The practical solution is straightforward: set aside a fixed percentage of every income payment immediately when it arrives, before it reaches the buffer account. Transfer it to a separate tax account that is not touched except for tax payments.

The appropriate percentage depends on your tax situation and jurisdiction. As a starting point, 25 to 30 percent of net income from self-employment covers most tax obligations for most people in most situations, though this should be confirmed for your specific circumstances.

The buffer system described above applies to after-tax income. The tax set-aside happens first, before the buffer receives anything.

Managing the Psychology of Variable Income

Irregular income is not only a practical challenge. It has a significant psychological dimension that affects financial behavior in ways that stable income does not.

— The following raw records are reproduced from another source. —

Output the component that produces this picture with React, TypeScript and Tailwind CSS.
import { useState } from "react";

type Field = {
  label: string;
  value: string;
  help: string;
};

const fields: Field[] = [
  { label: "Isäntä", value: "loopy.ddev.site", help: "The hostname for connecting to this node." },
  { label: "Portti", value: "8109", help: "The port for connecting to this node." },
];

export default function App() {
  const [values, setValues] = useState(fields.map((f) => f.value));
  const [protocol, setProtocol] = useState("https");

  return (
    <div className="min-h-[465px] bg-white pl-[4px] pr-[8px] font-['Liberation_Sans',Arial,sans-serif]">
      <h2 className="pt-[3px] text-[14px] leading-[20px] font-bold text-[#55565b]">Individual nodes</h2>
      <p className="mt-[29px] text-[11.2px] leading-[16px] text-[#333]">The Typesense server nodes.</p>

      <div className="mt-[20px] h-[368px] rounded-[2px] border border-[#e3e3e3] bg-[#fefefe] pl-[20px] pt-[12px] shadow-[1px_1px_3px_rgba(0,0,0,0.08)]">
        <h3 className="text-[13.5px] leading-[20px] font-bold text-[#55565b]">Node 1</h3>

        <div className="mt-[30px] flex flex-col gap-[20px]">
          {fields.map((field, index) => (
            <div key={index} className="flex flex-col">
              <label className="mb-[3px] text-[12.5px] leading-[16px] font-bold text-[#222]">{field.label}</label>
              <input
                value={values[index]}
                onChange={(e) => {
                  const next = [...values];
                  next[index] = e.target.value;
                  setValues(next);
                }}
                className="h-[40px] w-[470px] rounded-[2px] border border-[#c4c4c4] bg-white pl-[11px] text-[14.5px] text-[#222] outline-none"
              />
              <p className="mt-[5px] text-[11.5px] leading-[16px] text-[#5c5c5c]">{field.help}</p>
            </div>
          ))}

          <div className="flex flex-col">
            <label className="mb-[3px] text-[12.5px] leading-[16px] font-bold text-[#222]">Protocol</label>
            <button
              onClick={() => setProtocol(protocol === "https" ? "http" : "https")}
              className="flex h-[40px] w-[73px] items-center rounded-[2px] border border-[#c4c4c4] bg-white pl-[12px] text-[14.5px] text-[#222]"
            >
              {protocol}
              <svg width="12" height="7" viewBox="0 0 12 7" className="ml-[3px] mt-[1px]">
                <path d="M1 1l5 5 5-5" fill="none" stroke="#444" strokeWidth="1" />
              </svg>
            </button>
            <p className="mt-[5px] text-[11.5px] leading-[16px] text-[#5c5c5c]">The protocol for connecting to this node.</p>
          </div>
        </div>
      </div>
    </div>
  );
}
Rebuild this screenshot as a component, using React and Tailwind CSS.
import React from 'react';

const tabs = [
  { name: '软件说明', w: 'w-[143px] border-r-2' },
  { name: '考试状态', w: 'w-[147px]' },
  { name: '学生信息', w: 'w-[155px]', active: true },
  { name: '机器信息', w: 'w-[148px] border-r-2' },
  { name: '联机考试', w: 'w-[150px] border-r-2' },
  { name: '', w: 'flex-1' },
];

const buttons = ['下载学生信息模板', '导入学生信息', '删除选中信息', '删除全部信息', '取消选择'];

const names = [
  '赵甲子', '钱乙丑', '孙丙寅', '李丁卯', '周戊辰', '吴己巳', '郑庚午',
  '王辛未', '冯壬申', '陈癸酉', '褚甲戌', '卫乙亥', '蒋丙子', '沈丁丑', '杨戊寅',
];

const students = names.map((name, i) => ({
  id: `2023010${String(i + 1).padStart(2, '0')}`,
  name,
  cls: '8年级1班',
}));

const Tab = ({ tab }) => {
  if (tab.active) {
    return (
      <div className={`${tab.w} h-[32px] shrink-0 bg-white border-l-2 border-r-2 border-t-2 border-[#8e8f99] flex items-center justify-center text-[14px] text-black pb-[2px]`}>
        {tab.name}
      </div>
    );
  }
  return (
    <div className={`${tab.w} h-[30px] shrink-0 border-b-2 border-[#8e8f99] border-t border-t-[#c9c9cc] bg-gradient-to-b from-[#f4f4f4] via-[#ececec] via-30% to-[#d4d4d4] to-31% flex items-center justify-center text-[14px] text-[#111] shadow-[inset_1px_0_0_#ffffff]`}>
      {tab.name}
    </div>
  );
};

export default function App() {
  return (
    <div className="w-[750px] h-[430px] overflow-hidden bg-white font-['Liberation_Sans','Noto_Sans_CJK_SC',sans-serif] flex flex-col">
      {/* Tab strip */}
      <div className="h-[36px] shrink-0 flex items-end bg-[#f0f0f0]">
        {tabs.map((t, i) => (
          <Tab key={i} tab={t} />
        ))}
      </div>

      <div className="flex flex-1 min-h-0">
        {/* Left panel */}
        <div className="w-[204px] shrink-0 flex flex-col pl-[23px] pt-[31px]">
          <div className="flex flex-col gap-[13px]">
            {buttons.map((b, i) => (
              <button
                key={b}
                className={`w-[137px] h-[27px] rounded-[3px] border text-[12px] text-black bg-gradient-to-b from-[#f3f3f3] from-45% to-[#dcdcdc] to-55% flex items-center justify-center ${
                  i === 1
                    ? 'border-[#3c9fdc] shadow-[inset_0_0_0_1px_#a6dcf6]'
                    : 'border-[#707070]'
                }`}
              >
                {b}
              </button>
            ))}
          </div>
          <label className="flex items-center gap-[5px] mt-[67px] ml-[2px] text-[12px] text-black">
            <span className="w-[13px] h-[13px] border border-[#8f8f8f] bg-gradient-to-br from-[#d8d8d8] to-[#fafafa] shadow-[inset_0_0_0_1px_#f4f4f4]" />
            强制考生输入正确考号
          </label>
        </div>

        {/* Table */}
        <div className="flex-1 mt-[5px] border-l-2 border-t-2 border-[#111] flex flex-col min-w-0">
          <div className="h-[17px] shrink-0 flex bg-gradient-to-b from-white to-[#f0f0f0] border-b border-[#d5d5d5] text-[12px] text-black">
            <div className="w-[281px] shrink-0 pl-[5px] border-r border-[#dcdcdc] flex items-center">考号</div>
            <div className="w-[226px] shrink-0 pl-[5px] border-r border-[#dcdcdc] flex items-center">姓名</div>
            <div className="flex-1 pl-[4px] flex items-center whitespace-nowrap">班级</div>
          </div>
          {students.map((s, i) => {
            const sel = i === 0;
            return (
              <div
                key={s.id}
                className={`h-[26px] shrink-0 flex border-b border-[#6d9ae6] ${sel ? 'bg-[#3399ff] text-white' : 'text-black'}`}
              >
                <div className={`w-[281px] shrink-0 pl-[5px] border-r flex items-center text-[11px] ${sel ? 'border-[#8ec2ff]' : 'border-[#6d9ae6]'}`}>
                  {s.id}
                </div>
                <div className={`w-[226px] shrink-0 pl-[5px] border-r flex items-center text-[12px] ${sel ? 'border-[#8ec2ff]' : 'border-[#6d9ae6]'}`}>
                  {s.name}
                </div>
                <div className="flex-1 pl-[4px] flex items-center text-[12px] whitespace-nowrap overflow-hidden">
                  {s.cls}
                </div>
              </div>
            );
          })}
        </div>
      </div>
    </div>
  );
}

The feast or famine response. High-income months create a sense of abundance that triggers spending. Low-income months create anxiety that affects decision-making capacity. Both responses are natural and both work against financial stability if not managed deliberately.

The buffer system addresses this partially by smoothing the practical experience. The psychological dimension requires an additional step: deciding in advance, during a calm neutral moment, how each income scenario will be handled. What happens in a good month. What happens in a bad month. Having those decisions made in advance means the emotional state of the moment doesn’t determine the financial response.

Scarcity mindset is most intense during low-income periods and most important to manage during high-income periods when the temptation to treat the surplus as permanent income is strongest. The system holds both.